Após 4 anos de sucesso, estará o Benfica refastelado, à sombra dos triunfos?

O Benfica pode e deve melhorar. Até porque, tem-se denotado nas últimas semanas, Porto e Sporting vêm consolidando modelos de jogo mais afiados, mais elouquentes e mais sólidos. Serão esses modelos um garante de sucesso? Não. Mas caso consigam apresentar um futebol sistematizado, flexível e sustentado (ou seja, pouco atreito a desintegrações tácticas), os rivais das Águias poderão ser os competidores que durante muito tempo não conseguiram ser - sejamos sinceros, o futebol de Lopetegui ou de Espírito Santo esteve longe de ser temível, regular e confiante, ao passo que, no Sporting, a inconstância apresentada (recorde-se que os Leões estiveram a dominar a Liga 2015/2016 com 7 pontos de avanço) se deve mais à volatilidade da gestão do seu próprio treinador (suponho eu).

Com Conceição, o Porto efectuou uma pré-época pacata e humilde, mas o trabalho táctico já parece avançado.

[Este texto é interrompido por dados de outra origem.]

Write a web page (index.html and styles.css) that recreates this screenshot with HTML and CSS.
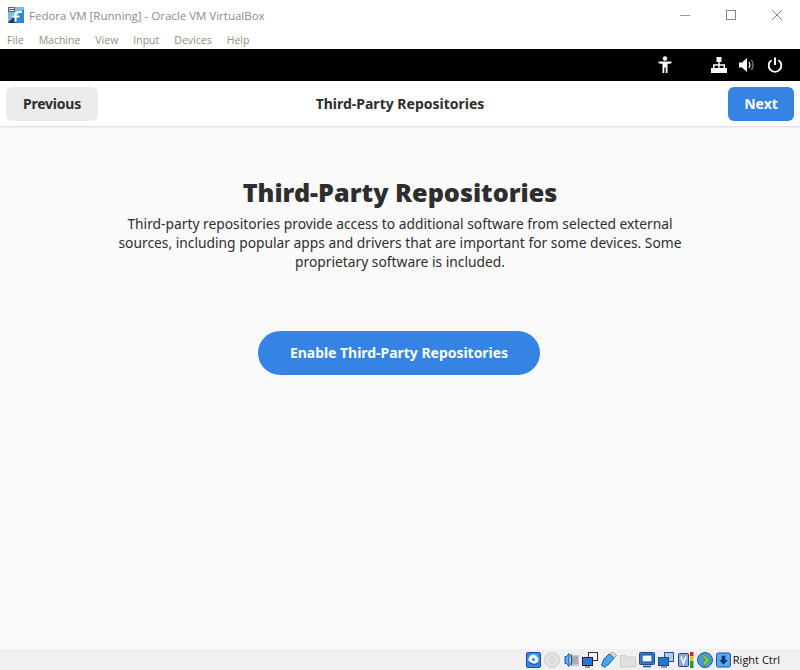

Largura a toda a prova, mais movimentação interior na linha intermediária do campo e duas montanhas na frente: árduos, esforçados, possantes e voluntariosos, Aboubakar e Soares formam uma dupla tremendamente combativa, capaz de dar largura, velocidade, dinâmica e profundidade ao ataque portista. Um rápido vislumbre pelos jogos de pré-época dos Dragões mostra um Porto mais furtivo, mais invasor, mais maleável mas também mais coeso. É certo que grande parte dos adversários foram presas algo imberbes, mas a verdade é que os automatismos parece estar a ser assimilados rapidamente.

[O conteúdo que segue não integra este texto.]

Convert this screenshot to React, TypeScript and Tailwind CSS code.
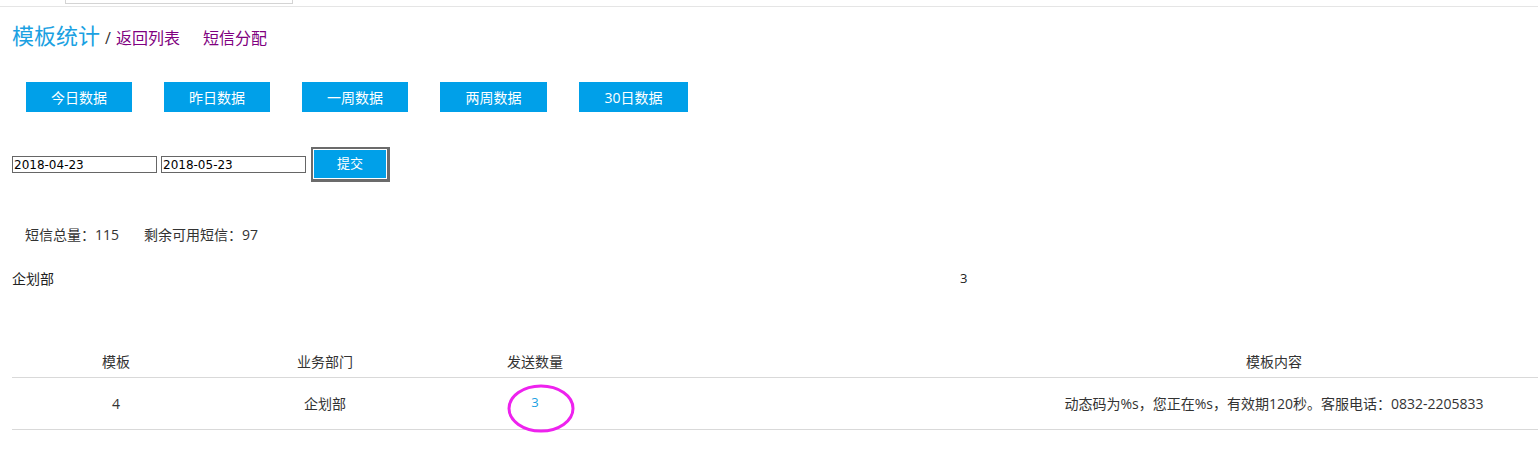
import React from 'react';

const font = { fontFamily: '"Open Sans", "Noto Sans CJK SC", sans-serif' };
const inputFont = { fontFamily: '"DejaVu Sans", sans-serif' };

const ranges = ['今日数据', '昨日数据', '一周数据', '两周数据', '30日数据'];
const btnWidths = ['w-[106px]', 'w-[106px]', 'w-[106px]', 'w-[107px]', 'w-[109px]'];

const rows = [
    { tpl: '4', dept: '企划部', count: '3', content: '动态码为%s，您正在%s，有效期120秒。客服电话：0832-2205833' },
];

export default function App() {
    return (
        <div className="w-[1538px] h-[470px] overflow-hidden bg-white text-[#333]" style={font}>
            {/* top strip */}
            <div className="h-[7px] border-b border-[#e5e5e5]">
                <div className="ml-[65px] w-[228px] h-[4px] border border-t-0 border-[#d4d4d4]" />
            </div>

            {/* title */}
            <div className="flex items-baseline pl-[12px] mt-[12px] h-[30px]">
                <span className="text-[22px] text-[#1ba1e2]">模板统计</span>
                <span className="text-[16px] text-[#333] ml-[5px] mr-[5px]">/</span>
                <a className="text-[16px] text-[#800080]">返回列表</a>
                <a className="text-[16px] text-[#800080] ml-[23px]">短信分配</a>
            </div>

            {/* quick ranges */}
            <div className="flex gap-[32px] pl-[26px] mt-[33px]">
                {ranges.map((r, i) => (
                    <button key={r} className={`${btnWidths[i]} h-[30px] bg-[#00a0e9] text-white text-[14px] flex items-center justify-center`}>
                        {r}
                    </button>
                ))}
            </div>

            {/* date form */}
            <div className="flex items-center pl-[12px] mt-[35px] h-[35px]">
                <input
                    readOnly
                    value="2018-04-23"
                    className="w-[145px] h-[17px] border border-[#666] px-[1px] text-[12px] text-black leading-none"
                    style={inputFont}
                />
                <input
                    readOnly
                    value="2018-05-23"
                    className="ml-[4px] w-[145px] h-[17px] border border-[#666] px-[1px] text-[12px] text-black leading-none"
                    style={inputFont}
                />
                <div className="ml-[5px] w-[79px] h-[35px] border-2 border-[#6b6b6b] border-b-[3px] border-r-[3px] p-[1px] bg-white">
                    <button className="w-full h-full bg-[#00a0e9] text-white text-[13px] flex items-center justify-center">提交</button>
                </div>
            </div>

            {/* totals */}
            <div className="flex pl-[25px] mt-[42px] text-[14px] text-[#333] h-[20px] items-center">
                <span>短信总量：115</span>
                <span className="ml-[25px]">剩余可用短信：97</span>
            </div>

            <div className="flex pl-[12px] mt-[24px] text-[14px] text-[#222] h-[20px] items-center">
                <span className="w-[948px]">企划部</span>
                <span className="text-[13px] pt-[1px]">3</span>
            </div>

            {/* table */}
            <div className="pl-[12px] mt-[58px]">
                <table className="w-[1896px] table-fixed border-collapse text-[14px] text-[#333]">
                    <thead>
                        <tr className="h-[31px] border-b border-[#d9d9d9]">
                            <th className="w-[208px] font-normal">模板</th>
                            <th className="w-[210px] font-normal">业务部门</th>
                            <th className="w-[210px] font-normal">发送数量</th>
                            <th className="font-normal">模板内容</th>
                        </tr>
                    </thead>
                    <tbody>
                        {rows.map(row => (
                            <tr key={row.tpl} className="h-[52px] border-b border-[#d9d9d9]">
                                <td className="text-center">{row.tpl}</td>
                                <td className="text-center">{row.dept}</td>
                                <td className="relative text-center text-[13px] text-[#1ba1e2]">
                                    {row.count}
                                    <svg className="absolute left-[77px] top-[6px]" width="68" height="49" viewBox="0 0 68 49">
                                        <ellipse cx="34" cy="24.5" rx="32" ry="22.5" fill="none" stroke="#ee22ee" strokeWidth="3" />
                                    </svg>
                                </td>
                                <td className="text-center">{row.content}</td>
                            </tr>
                        ))}
                    </tbody>
                </table>
            </div>
        </div>
    );
}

Quanto ao Sporting, também se vão vislumbrados progressos tácticos (com as faixas a serem corredores mortíferos), mas o que mais chama a atenção são as céleres e efectivas adaptações de jogadores como Bruno Fernandes, Podence (a novas posições mais ofensivas) ou Marcos Acuña (penetra com facilidade na área do oponente). Mais frágil está o seu processo defensivo, onde as laterais continuam a ser uma dor de cabeça e a metamorfose para o 3-4-3 ainda uma ideia sem materialização. Transformar-se-á o Sporting a tempo de arrancar a época a todo o gás (a passagem à fase final da Liga dos Campeões é fundamental para os cofres leoninos) ou retornará ao 4-4-2 habitual desenhado por Jorge Jesus?

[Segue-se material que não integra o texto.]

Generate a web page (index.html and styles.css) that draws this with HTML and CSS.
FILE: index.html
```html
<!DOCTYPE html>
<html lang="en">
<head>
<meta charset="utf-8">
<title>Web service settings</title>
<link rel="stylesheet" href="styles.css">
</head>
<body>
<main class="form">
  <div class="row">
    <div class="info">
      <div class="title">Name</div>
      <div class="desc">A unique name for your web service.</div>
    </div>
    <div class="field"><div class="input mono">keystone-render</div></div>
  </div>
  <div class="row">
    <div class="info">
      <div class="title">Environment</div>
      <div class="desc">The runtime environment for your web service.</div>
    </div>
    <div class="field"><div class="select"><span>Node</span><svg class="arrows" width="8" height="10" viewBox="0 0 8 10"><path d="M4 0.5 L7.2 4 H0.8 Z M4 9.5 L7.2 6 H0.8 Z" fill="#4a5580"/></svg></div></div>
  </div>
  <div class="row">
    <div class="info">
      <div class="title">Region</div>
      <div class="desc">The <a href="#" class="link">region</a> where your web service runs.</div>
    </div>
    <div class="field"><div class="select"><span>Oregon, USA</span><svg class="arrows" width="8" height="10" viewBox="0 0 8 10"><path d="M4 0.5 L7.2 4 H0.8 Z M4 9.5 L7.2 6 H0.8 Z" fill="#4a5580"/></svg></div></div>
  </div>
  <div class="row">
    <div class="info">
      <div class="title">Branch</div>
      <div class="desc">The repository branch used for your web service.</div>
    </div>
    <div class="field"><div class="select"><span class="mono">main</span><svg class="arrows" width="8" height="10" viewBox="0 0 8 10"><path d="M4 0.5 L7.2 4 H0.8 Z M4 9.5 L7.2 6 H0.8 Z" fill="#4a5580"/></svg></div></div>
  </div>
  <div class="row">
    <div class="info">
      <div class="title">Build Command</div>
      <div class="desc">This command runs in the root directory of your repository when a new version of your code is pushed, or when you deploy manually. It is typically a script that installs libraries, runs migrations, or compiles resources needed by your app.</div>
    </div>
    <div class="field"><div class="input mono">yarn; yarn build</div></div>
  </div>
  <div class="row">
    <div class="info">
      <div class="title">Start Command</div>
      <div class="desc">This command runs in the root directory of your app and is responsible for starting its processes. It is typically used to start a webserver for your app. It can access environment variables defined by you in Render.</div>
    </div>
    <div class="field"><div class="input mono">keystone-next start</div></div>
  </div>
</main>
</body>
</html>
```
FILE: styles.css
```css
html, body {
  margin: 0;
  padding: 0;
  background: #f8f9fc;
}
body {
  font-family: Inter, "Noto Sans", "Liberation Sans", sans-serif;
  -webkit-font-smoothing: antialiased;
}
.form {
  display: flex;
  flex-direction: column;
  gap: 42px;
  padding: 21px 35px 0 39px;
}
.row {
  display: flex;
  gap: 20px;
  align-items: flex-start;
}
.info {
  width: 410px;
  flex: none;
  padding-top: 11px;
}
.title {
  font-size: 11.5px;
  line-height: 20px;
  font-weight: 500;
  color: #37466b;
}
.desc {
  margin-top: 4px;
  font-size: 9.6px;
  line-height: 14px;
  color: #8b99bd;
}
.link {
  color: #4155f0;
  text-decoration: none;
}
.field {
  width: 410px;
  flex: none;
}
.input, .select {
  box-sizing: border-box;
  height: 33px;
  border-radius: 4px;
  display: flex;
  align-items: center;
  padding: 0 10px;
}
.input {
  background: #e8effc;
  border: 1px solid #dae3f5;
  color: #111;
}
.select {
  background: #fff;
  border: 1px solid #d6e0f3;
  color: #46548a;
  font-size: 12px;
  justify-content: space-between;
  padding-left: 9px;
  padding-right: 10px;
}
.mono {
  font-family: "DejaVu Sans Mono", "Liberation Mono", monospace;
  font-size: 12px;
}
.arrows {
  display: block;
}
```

As (muitas) incertezas e as (poucas) adições

Voltando ao Benfica, a sua época 2017/2018 não se afigura pêra doce, dado os constrangimentos defensivos (perda, de uma assentada, de 3 jogadores titulares do sector) e aquilo que pressinto ser a competitividade - a três - mais arreigada dos últimos anos. Sem um bastião defensivo nas redes (Varela não é Ederson e César está longe do Júlio de outros tempos), sem um lateral ultra-dinâmico e ofensivo como Nélson Semedo (que adiciona capacidade de perfuração) e com um núcleo fragilizado (Luisão caminha para os 38, Jardel vem de uma época plena de lesões e Lisandro ainda tenta convencer), o Benfica precisará de se regenerar rapidamente para fazer face a um arranque de Liga espinhoso.

Para a história da pré-época ficam muitas dúvidas (Willock integrará o plantel? Varela será alternativa credível a Júlio César? Lisandro ou Dias alternativas a Jardel? Quem poderá render Pizzi?) mas também se vão formando certezas: Felipe Augusto não tem, a meu ver, qualidade para integrar o plantel das Águias, sendo um descalabro (a trinco) e uma opção medíocre a «box-to-box»; Carrillo também não possui qualidade para ser opção para Vitória, ainda para mais dada a concorrência para as alas; Hermes e Pedro Pereira são outros que fazem parte do lote dos dispensáveis. Pela positiva, pouco: Seferovic mostrou ter traquejo para entrar no onze, ao passo que Krovinovic ainda não teve tempo de se mostrar.

Rafa: o 'flop' mais dispendioso do milénio?

A pergunta poderá parecer inflamadora, mas repete-se na minha mente sempre que associo o valor gasto pelo Benfica no negócio às exibições do jovem ala. Até ver, Rafa apenas confirmou estar longe do nível demonstrado no SC Braga (já lá vai um ano de Benfica...) e tarda em assumir um estatuto de mais-valia. Alheado do jogo, hesitante e incerto nas decisões, a inconsequência de Rafa, aliada à sua gritante incapacidade de finalização, parecem indicar que talvez o jovem extremo não esteja preparado para actuar numa equipa que actua em constante ataque organizado - será Rafa um jogador de contra-ataque? Certo é que Cervi, Zivkovic e Salvio (cada um com as suas valências particulares) partem - no meu entender - à frente do português.